If you buy preground or have a decent grinder and don’t mind the outlay then this is your best option. It’s high-quality pour-over coffee with none of the work. These new autodrips recreate the even distribution you get from a fancy gooseneck kettle spiral pour from your favorite hip coffee haunt.
The downside? It’s a hefty price tag for a beginner. A good quality autodrip will be $120 at a minimum. And don’t you dare think about cheaping out on one of these, it’s SCAA certified or nothing!
Biggest advantage? It’s all done for you. The only thing you can mess up is the grind.
Biggest weakness? High cost for a beginner. To get one that is worth having (i.e. is SCAA certified) you need to fork out over $100.
The Aeropress, that wonderful plastic piece of 21st-century wizardry has its own place on my forgiving methods list. The first thing I have to mention is this, and this is important, imagine a klaxon is blaring as I say it.
THIS IS FOR THE TEXTBOOK 30 SECOND AEROPRESS BREW
There’s lots of ways to use the Aeropress. Inverse method, 5-minute method, reverse-backflip-boxing method. Ok, I made the last one up. The point is that the Aeropress only has a space on this list for the brew type proposed by the manufacturer – fine grind, lowish temperature, and 10-second immersion then 20-second filtering.
This Aeropress brewing time is really short, only espresso can compete with it. A short brew time requires a fine grind. This avoids the issue of getting your cheap grinder to produce coarsely ground coffee while letting through a whole load of fines – the coffee is being ground fine already. If you’ve got a cheap grinder then it’s really difficult to make a bad brew. In addition, you’re using pressure to filter the coffee so those fines will not clog up and slow down the coffee which also makes it overextract. Win!

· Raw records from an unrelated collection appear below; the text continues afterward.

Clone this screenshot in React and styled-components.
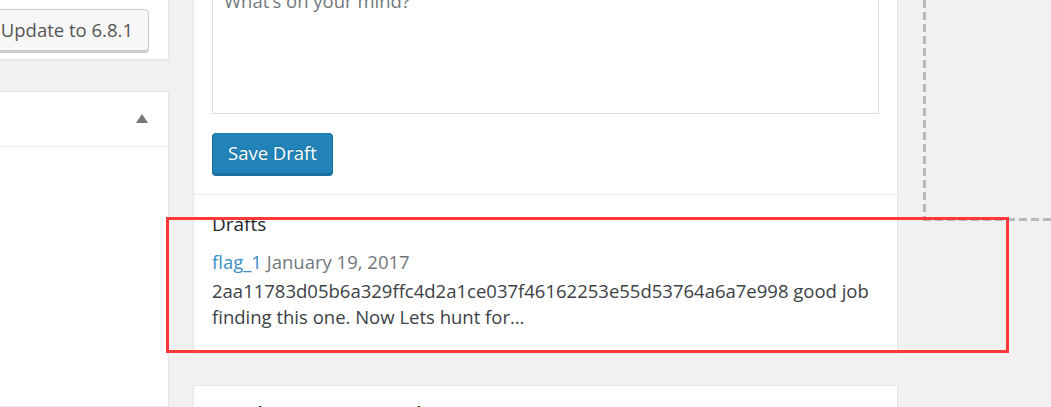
import styled, { createGlobalStyle } from "styled-components";

const GlobalStyle = createGlobalStyle`
  html, body {
    margin: 0;
    padding: 0;
    background: #f1f1f1;
    font-family: "Open Sans", "Noto Sans", sans-serif;
    font-size: 18.5px;
    color: #444;
  }
`;

const Page = styled.div`
  position: relative;
  display: flex;
  height: 407px;
  overflow: hidden;
`;

const LeftCol = styled.div`
  width: 169px;
  flex-shrink: 0;
  display: flex;
  flex-direction: column;
  gap: 31px;
`;

const Panel = styled.div`
  background: #fff;
  border: 1px solid #e5e5e5;
  box-shadow: 0 1px 1px rgba(0, 0, 0, 0.04);
  border-left: ${(p) => (p.$cutLeft ? "none" : "1px solid #e5e5e5")};
  border-top: ${(p) => (p.$cutTop ? "none" : "1px solid #e5e5e5")};
`;

const UpdatePanel = styled(Panel)`
  height: 60px;
  display: flex;
  justify-content: flex-end;
  align-items: flex-start;
  padding: 9px 19px 0 0;
  box-sizing: border-box;
`;

const Button = styled.button`
  font-family: inherit;
  font-size: 18.5px;
  height: 42px;
  padding: 0 15px 2px;
  border-radius: 4px;
  cursor: pointer;
  white-space: nowrap;
`;

const SecondaryButton = styled(Button)`
  background: #f7f7f7;
  border: 1px solid #ccc;
  color: #555;
  box-shadow: 0 2px 0 #ccc;
`;

const PrimaryButton = styled(Button)`
  background: #2183b8;
  border: 1px solid;
  border-color: #1f78a8 #1a6e9b #1a6e9b;
  color: #fff;
  box-shadow: 0 2px 0 #1a6e9b;
  height: 41px;
  text-shadow: 0 -1px 1px #1a6e9b;
`;

const SidePanel = styled(Panel)`
  flex: 1;
`;

const SideHeader = styled.div`
  height: 54px;
  border-bottom: 1px solid #eee;
  display: flex;
  justify-content: flex-end;
  align-items: center;
  padding-right: 20px;
`;

const Arrow = styled.span`
  width: 0;
  height: 0;
  border-left: 6px solid transparent;
  border-right: 6px solid transparent;
  border-bottom: 9px solid #72777c;
  margin-top: -2px;
`;

const MidCol = styled.div`
  width: 705px;
  margin-left: 24px;
  flex-shrink: 0;
  display: flex;
  flex-direction: column;
  gap: 32px;
`;

const QuickPress = styled(Panel)``;

const Form = styled.div`
  padding: 0 18px 20px;
  border-bottom: 1px solid #eee;
`;

const TextArea = styled.div`
  margin-top: -21px;
  height: 135px;
  box-sizing: border-box;
  border: 1px solid #ddd;
  padding: 8px 11px;
  color: #72777c;
  line-height: 26px;
  box-shadow: inset 0 1px 2px rgba(0, 0, 0, 0.05);
  margin-bottom: 19px;
`;

const Drafts = styled.div`
  padding: 16px 18px 22px;
  line-height: 26px;
`;

const DraftsTitle = styled.h2`
  margin: 0 0 12px;
  font-size: 19px;
  font-weight: 400;
  line-height: 26px;
  color: #23282d;
`;

const DraftMeta = styled.div`
  margin-bottom: 3px;
`;

const DraftLink = styled.a`
  color: #3b8fc6;
  text-decoration: none;
`;

const DraftDate = styled.span`
  color: #72777c;
`;

const DraftText = styled.p`
  margin: 0;
  color: #3c4146;
`;

const NewsPanel = styled(Panel)`
  flex: 1;
  padding: 14px 18px;
`;

const NewsTitle = styled.h2`
  margin: 0;
  font-size: 19.5px;
  font-weight: 600;
  color: #23282d;
  line-height: 28px;
`;

const RightCol = styled.div`
  margin-left: 25px;
  flex: 1;
`;

const DropZone = styled.div`
  height: 221px;
  margin-right: -10px;
  background:
    repeating-linear-gradient(to bottom, #b4b9be 0 8px, transparent 8px 12px)
      left top / 3px 100% no-repeat,
    repeating-linear-gradient(to right, #b4b9be 0 8px, transparent 8px 12px)
      left bottom / 100% 3px no-repeat;
`;

const Highlight = styled.div`
  position: absolute;
  left: 166px;
  top: 217px;
  width: 843px;
  height: 136px;
  box-sizing: border-box;
  border: 3px solid #ff3838;
  pointer-events: none;
`;

export default function App() {
  return (
    <>
      <GlobalStyle />
      <Page>
        <LeftCol>
          <UpdatePanel $cutLeft $cutTop>
            <SecondaryButton>Update to 6.8.1</SecondaryButton>
          </UpdatePanel>
          <SidePanel $cutLeft>
            <SideHeader>
              <Arrow />
            </SideHeader>
          </SidePanel>
        </LeftCol>
        <MidCol>
          <QuickPress $cutTop>
            <Form>
              <TextArea>What’s on your mind?</TextArea>
              <PrimaryButton>Save Draft</PrimaryButton>
            </Form>
            <Drafts>
              <DraftsTitle>Drafts</DraftsTitle>
              <DraftMeta>
                <DraftLink href="#">flag_1</DraftLink>{" "}
                <DraftDate>January 19, 2017</DraftDate>
              </DraftMeta>
              <DraftText>
                2aa11783d05b6a329ffc4d2a1ce037f46162253e55d53764a6a7e998 good job
                finding this one. Now Lets hunt for…
              </DraftText>
            </Drafts>
          </QuickPress>
          <NewsPanel>
            <NewsTitle>WordPress Events and News</NewsTitle>
          </NewsPanel>
        </MidCol>
        <RightCol>
          <DropZone />
        </RightCol>
        <Highlight />
      </Page>
    </>
  );
}
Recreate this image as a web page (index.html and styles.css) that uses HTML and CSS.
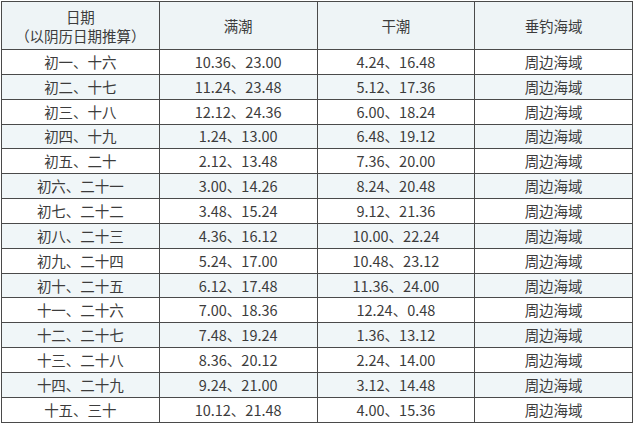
FILE: index.html
```html
<!DOCTYPE html>
<html lang="zh">
<head>
<meta charset="utf-8">
<link rel="stylesheet" href="styles.css">
</head>
<body>
<table class="tide">
  <colgroup><col class="c"><col class="c"><col class="c"><col class="c"></colgroup>
  <thead>
    <tr class="head">
      <th><div class="l1">日期</div><div class="l2">（以阴历日期推算）</div></th>
      <th>满潮</th>
      <th>干潮</th>
      <th>垂钓海域</th>
    </tr>
  </thead>
  <tbody>
    <tr><td>初一、十六</td><td>10.36、23.00</td><td>4.24、16.48</td><td>周边海域</td></tr>
    <tr><td>初二、十七</td><td>11.24、23.48</td><td>5.12、17.36</td><td>周边海域</td></tr>
    <tr><td>初三、十八</td><td>12.12、24.36</td><td>6.00、18.24</td><td>周边海域</td></tr>
    <tr><td>初四、十九</td><td>1.24、13.00</td><td>6.48、19.12</td><td>周边海域</td></tr>
    <tr><td>初五、二十</td><td>2.12、13.48</td><td>7.36、20.00</td><td>周边海域</td></tr>
    <tr><td>初六、二十一</td><td>3.00、14.26</td><td>8.24、20.48</td><td>周边海域</td></tr>
    <tr><td>初七、二十二</td><td>3.48、15.24</td><td>9.12、21.36</td><td>周边海域</td></tr>
    <tr><td>初八、二十三</td><td>4.36、16.12</td><td>10.00、22.24</td><td>周边海域</td></tr>
    <tr><td>初九、二十四</td><td>5.24、17.00</td><td>10.48、23.12</td><td>周边海域</td></tr>
    <tr><td>初十、二十五</td><td>6.12、17.48</td><td>11.36、24.00</td><td>周边海域</td></tr>
    <tr><td>十一、二十六</td><td>7.00、18.36</td><td>12.24、0.48</td><td>周边海域</td></tr>
    <tr><td>十二、二十七</td><td>7.48、19.24</td><td>1.36、13.12</td><td>周边海域</td></tr>
    <tr><td>十三、二十八</td><td>8.36、20.12</td><td>2.24、14.00</td><td>周边海域</td></tr>
    <tr><td>十四、二十九</td><td>9.24、21.00</td><td>3.12、14.48</td><td>周边海域</td></tr>
    <tr><td>十五、三十</td><td>10.12、21.48</td><td>4.00、15.36</td><td>周边海域</td></tr>
  </tbody>
</table>
</body>
</html>
```
FILE: styles.css
```css
html, body {
  margin: 0;
  padding: 0;
  background: #ffffff;
}
body {
  padding: 1px 0 0 1px;
  font-family: "Noto Sans CJK SC", "Noto Sans", sans-serif;
  color: #3c3c3c;
}
.tide {
  width: 632px;
  border-collapse: collapse;
  table-layout: fixed;
  font-size: 14.5px;
}
.tide .c {
  width: 25%;
}
.tide th,
.tide td {
  border: 1px solid #4a4a4a;
  text-align: center;
  vertical-align: middle;
  padding: 0;
  font-weight: 400;
}
.tide .head th {
  height: 47px;
  line-height: 19px;
  background: #eef4f6;
}
.tide td {
  height: 23.85px;
  line-height: 20px;
}
.tide tbody tr:nth-child(even) td {
  background: #f0f6f8;
}
```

Of course, the Aeropress is not the easiest thing to use so you will have that to contend with. There’s the issue of pushing down on an unstable Aeropress+cup setup. I admit that more than once I’ve seen a freshly brewed coffee go flying across the floor.
Also putting the filter onto the Aeropress seems easy until you don’t put it on right and wonder why it takes you half a second to push the coffee down and now there’s ground coffee in your cup and oh no my coffee is ruined now. Which I’ve also done…

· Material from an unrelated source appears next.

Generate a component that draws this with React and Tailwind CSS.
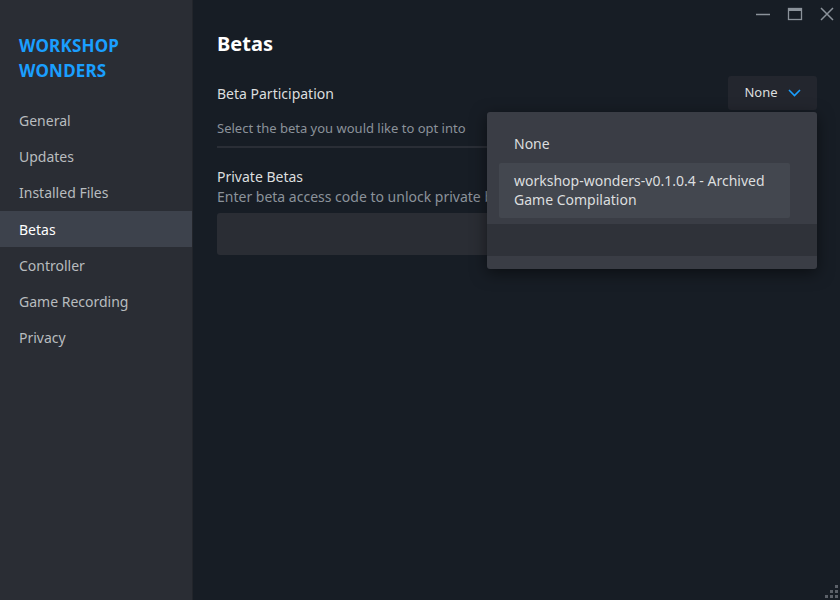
import React from "react";

const nav = ["General", "Updates", "Installed Files", "Betas", "Controller", "Game Recording", "Privacy"];

export default function App() {
  return (
    <div className="relative flex h-[600px] w-[840px] overflow-hidden bg-[#171d25]" style={{ fontFamily: '"Noto Sans", "Open Sans", sans-serif' }}>
      {/* Sidebar */}
      <div className="flex w-[193px] shrink-0 flex-col border-r border-[#22252b] bg-[#2a2d34]">
        <div className="px-[19px] pt-[33px] text-[17px] font-bold leading-[25px] tracking-[0.2px] text-[#1a9fff]">
          WORKSHOP
          <br />
          WONDERS
        </div>
        <div className="mt-[19px] flex flex-col">
          {nav.map((n) => (
            <div
              key={n}
              className={
                "flex h-[36.3px] items-center px-[19px] text-[14px] " +
                (n === "Betas" ? "bg-[#3d424c] text-white" : "text-[#b8bcbf]")
              }
            >
              {n}
            </div>
          ))}
        </div>
      </div>

      {/* Main */}
      <div className="relative flex flex-1 flex-col pl-[24px] pr-[23px]">
        <div className="pt-[30px] text-[20px] font-bold leading-[28px] text-white">Betas</div>
        <div className="mt-[18px] flex items-center justify-between">
          <div className="text-[14px] text-[#dcdedf]">Beta Participation</div>
          <div className="flex h-[34px] w-[89px] items-center justify-center gap-[10px] rounded-[3px] bg-[#23262e] text-[13px] text-[#dcdedf]">
            None
            <svg width="13" height="8" viewBox="0 0 13 8" fill="none">
              <path d="M1 1l5.5 5.5L12 1" stroke="#1a9fff" strokeWidth="1.6" />
            </svg>
          </div>
        </div>
        <div className="mt-[8px] text-[13px] leading-[20px] text-[#8b929a]">Select the beta you would like to opt into</div>
        <div className="mt-[8px] h-[2px] bg-[#2a2e36]" />
        <div className="mt-[19px] text-[14px] leading-[20px] text-[#dcdedf]">Private Betas</div>
        <div className="text-[14px] leading-[20px] text-[#8b929a]">Enter beta access code to unlock private betas</div>
        <div className="mt-[6px] h-[42px] rounded-[3px] bg-[#2a2d34]" />

        {/* Dropdown menu */}
        <div className="absolute left-[294px] top-[112px] w-[330px] overflow-hidden rounded-[3px] bg-[#3a3d45] shadow-[0_4px_16px_rgba(0,0,0,0.5)]">
          <div className="px-[12px] pt-[12px]">
            <div className="flex h-[39px] items-center px-[15px] text-[14px] text-[#dcdedf]">None</div>
            <div className="mr-[15px] rounded-[2px] bg-[#43474f] px-[15px] pb-[9px] pt-[8px] text-[14px] leading-[19px] text-[#dcdedf]">
              workshop-wonders-v0.1.0.4 - Archived Game Compilation
            </div>
          </div>
          <div className="mt-[6px] h-[32px] bg-[#2f3239]" />
          <div className="h-[13px]" />
        </div>
      </div>

      {/* Window controls */}
      <div className="absolute right-[3px] top-[4px] flex items-center gap-[12px]">
        <svg width="20" height="20" viewBox="0 0 20 20">
          <path d="M3 10.5h14" stroke="#8b929a" strokeWidth="1.5" />
        </svg>
        <svg width="20" height="20" viewBox="0 0 20 20">
          <rect x="3.5" y="4.5" width="13" height="11" fill="none" stroke="#8b929a" strokeWidth="1.3" />
          <path d="M3.5 6h13" stroke="#8b929a" strokeWidth="2" />
        </svg>
        <svg width="20" height="20" viewBox="0 0 20 20">
          <path d="M4 4l12 12M16 4L4 16" stroke="#8b929a" strokeWidth="1.5" />
        </svg>
      </div>

      {/* Resize grip */}
      <div className="absolute bottom-[1px] right-[1px]">
        <svg width="14" height="14" viewBox="0 0 14 14">
          <rect x="10" y="0" width="3" height="3" fill="#5b6068" />
          <rect x="5" y="5" width="3" height="3" fill="#5b6068" />
          <rect x="10" y="5" width="3" height="3" fill="#5b6068" />
          <rect x="0" y="10" width="3" height="3" fill="#5b6068" />
          <rect x="5" y="10" width="3" height="3" fill="#5b6068" />
          <rect x="10" y="10" width="3" height="3" fill="#5b6068" />
        </svg>
      </div>
    </div>
  );
}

(Hm. Maybe I’m a beginner?)
Biggest advantage? The small brew time needs a very fine grind – good if you have a cheap grinder.
Biggest weakness? The process is a bit fiddly and very fast. You can’t leave your Aeropress for 3 minutes while you watch the news, it’ll be dead.
Assorted beginner tips
If you’re reading this article it’s likely you’re new to making coffee at home. Here’s some stuff you need to know.
– The best thing you can do to improve your coffee is to get freshly roasted coffee beans. There are easy but solid options online, but if you’re willing to scout out your local area there are jewels to be found.
– The second best thing you can do to improve your coffee is to get a good grind – that means the chunks of coffee are even. A consistent and even grind means the coffee is extracted correctly and will leave you with a cup so smooth tasting you’ll wonder how you ever dealt without it. And you will actually be able to taste those notes of blueberry it tells you about on the bag. Really.
A good grinder is mandatory for excellent coffee but anything less than $100 is a waste of time. If you’re not ready to invest that much yet, I recommend doing preground until you can. Here’s my articles on buying a good grinder, you can check out the hand grinder or the automatic grinder version.
– Got your beans, grinder and a nice and forgiving method to make coffee? All there’s left to do is practice! Don’t be discouraged if your coffee doesn’t blow your mind at first. It never does. Just be persistent and always look to refine and improve what you’re doing. Pretty soon you’ll be gobsmacked with just how tasty that morning brew can be.